■ Given records
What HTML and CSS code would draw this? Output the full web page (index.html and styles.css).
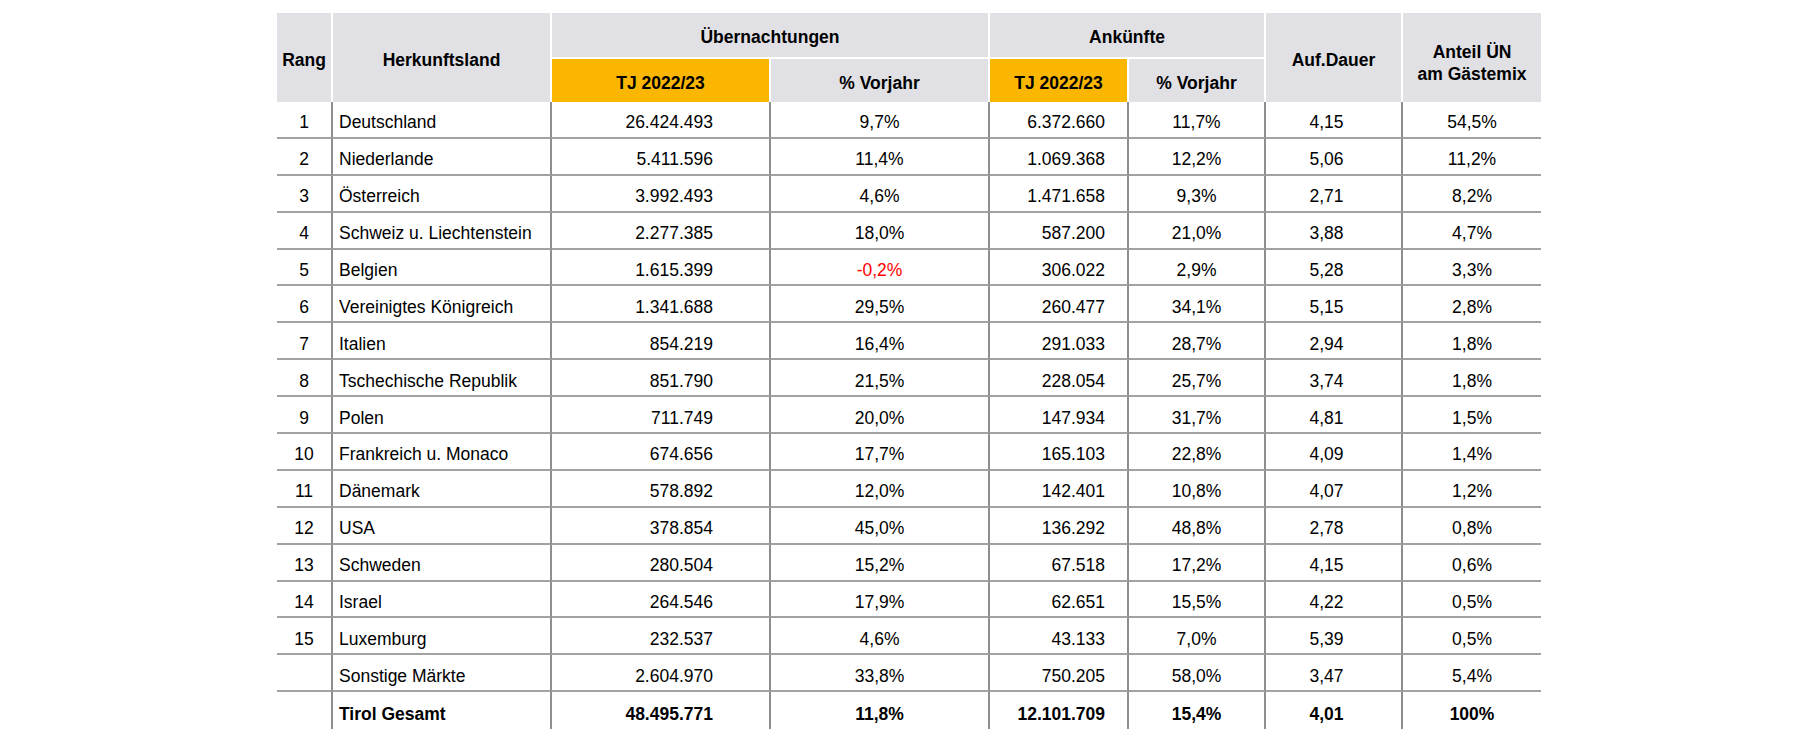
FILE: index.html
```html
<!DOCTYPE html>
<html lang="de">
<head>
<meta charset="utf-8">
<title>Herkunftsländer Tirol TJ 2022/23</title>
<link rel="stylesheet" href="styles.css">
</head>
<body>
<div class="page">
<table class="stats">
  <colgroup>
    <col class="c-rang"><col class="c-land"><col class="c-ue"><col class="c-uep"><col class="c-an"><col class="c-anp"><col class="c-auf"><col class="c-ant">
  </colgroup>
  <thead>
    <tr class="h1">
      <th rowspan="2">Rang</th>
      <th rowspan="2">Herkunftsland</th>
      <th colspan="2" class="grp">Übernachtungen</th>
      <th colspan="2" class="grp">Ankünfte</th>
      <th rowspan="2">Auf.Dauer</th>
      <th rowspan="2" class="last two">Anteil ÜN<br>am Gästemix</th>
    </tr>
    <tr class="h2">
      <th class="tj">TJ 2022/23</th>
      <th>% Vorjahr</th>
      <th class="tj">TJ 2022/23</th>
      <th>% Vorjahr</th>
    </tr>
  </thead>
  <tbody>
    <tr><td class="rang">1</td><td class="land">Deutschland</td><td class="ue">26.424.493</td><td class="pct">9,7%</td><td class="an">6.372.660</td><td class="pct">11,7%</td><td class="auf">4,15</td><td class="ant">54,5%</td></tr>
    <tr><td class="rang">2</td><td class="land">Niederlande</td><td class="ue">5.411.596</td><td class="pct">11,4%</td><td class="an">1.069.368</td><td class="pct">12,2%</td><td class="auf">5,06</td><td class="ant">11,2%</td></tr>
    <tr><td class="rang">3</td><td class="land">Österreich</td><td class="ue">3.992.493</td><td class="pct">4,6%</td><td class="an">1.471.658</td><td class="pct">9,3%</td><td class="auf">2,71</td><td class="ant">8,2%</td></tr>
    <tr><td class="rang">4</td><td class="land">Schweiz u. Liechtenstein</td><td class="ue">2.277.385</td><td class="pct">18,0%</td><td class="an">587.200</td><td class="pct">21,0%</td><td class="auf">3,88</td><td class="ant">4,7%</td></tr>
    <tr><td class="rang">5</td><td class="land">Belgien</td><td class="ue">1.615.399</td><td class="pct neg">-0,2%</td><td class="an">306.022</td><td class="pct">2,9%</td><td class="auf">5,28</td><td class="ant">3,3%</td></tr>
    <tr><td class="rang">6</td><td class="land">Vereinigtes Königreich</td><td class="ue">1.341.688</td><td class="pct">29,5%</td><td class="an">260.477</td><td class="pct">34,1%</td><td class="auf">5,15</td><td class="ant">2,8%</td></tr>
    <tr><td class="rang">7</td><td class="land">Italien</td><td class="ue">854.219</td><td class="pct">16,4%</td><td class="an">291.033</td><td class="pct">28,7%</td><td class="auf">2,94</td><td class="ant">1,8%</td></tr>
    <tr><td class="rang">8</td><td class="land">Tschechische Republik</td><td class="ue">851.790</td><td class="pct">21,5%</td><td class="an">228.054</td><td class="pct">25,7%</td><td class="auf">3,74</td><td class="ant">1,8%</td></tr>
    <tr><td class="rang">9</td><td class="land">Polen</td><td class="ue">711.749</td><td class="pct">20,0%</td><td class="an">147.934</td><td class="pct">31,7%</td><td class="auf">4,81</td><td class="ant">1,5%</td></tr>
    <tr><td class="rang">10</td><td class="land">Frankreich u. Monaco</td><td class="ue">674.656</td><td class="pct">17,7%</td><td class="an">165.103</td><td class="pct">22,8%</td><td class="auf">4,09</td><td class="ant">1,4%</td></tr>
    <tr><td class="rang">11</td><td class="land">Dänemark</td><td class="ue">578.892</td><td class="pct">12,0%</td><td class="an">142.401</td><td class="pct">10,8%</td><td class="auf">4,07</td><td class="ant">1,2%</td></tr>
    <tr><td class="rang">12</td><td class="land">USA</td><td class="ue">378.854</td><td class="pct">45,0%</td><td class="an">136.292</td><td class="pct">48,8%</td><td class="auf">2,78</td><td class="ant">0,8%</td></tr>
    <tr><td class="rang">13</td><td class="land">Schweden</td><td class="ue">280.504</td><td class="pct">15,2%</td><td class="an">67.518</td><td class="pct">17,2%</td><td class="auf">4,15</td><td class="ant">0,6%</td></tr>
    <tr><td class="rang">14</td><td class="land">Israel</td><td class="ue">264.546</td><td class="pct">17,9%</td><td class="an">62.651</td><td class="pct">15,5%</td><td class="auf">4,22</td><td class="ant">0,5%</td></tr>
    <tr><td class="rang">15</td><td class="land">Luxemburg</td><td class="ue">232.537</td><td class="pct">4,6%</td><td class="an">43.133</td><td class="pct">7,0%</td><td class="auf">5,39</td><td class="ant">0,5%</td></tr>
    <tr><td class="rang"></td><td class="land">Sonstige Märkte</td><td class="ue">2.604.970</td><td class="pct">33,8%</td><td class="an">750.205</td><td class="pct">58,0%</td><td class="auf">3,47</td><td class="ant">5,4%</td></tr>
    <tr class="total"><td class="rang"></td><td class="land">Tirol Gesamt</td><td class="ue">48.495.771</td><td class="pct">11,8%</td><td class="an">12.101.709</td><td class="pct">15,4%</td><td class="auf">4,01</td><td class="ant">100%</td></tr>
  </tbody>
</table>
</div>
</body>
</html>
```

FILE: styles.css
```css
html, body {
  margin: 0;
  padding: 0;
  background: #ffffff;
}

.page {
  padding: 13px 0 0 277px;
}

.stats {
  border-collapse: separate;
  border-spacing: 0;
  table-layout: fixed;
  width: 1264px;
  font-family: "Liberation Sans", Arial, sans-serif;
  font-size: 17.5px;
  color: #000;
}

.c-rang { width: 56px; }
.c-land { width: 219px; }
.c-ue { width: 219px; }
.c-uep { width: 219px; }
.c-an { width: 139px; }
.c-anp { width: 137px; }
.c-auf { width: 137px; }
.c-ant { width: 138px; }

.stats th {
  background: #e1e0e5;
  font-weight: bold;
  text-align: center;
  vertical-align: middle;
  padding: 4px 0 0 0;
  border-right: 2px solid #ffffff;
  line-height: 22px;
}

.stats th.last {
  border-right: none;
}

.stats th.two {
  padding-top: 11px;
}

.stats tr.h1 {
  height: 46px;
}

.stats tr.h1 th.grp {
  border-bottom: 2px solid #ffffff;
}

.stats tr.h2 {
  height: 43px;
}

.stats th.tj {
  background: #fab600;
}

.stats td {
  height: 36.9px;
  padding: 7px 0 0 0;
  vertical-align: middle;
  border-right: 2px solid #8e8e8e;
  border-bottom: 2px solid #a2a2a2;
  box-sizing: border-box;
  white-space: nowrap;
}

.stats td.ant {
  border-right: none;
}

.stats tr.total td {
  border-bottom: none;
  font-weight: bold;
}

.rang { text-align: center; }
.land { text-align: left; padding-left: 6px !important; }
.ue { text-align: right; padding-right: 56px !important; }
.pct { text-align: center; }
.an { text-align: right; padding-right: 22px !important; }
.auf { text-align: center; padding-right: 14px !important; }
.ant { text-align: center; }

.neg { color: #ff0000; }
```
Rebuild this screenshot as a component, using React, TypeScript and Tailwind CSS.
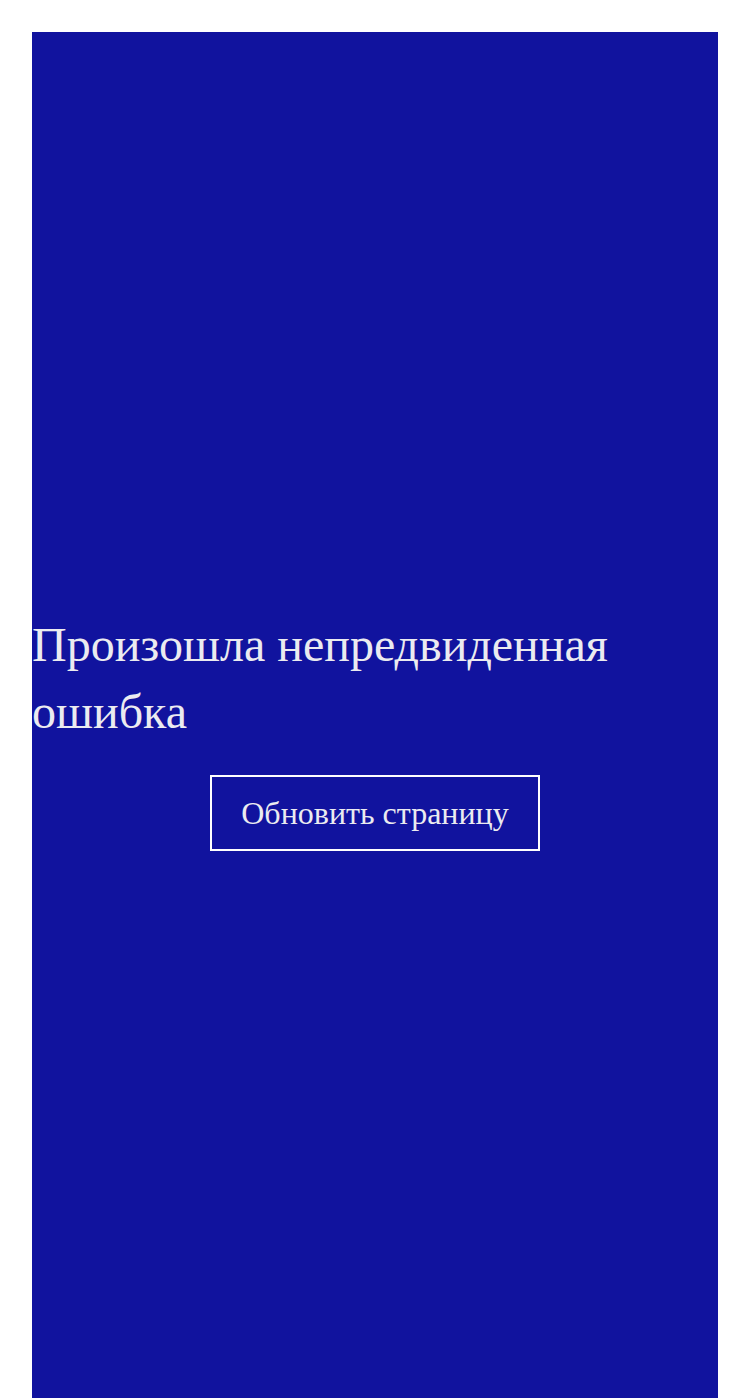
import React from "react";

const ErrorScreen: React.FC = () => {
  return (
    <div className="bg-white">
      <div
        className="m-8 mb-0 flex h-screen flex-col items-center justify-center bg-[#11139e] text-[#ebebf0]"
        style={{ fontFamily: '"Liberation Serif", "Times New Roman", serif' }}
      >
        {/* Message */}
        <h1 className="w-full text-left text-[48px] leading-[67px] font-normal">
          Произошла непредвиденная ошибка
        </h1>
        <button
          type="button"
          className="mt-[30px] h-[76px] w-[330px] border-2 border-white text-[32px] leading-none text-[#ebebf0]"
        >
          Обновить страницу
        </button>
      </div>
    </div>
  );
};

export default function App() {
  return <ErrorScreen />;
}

■ Work instructions
Give the number of lines above in which the word "styles" occurs, with nothing else.

■ Answer below
3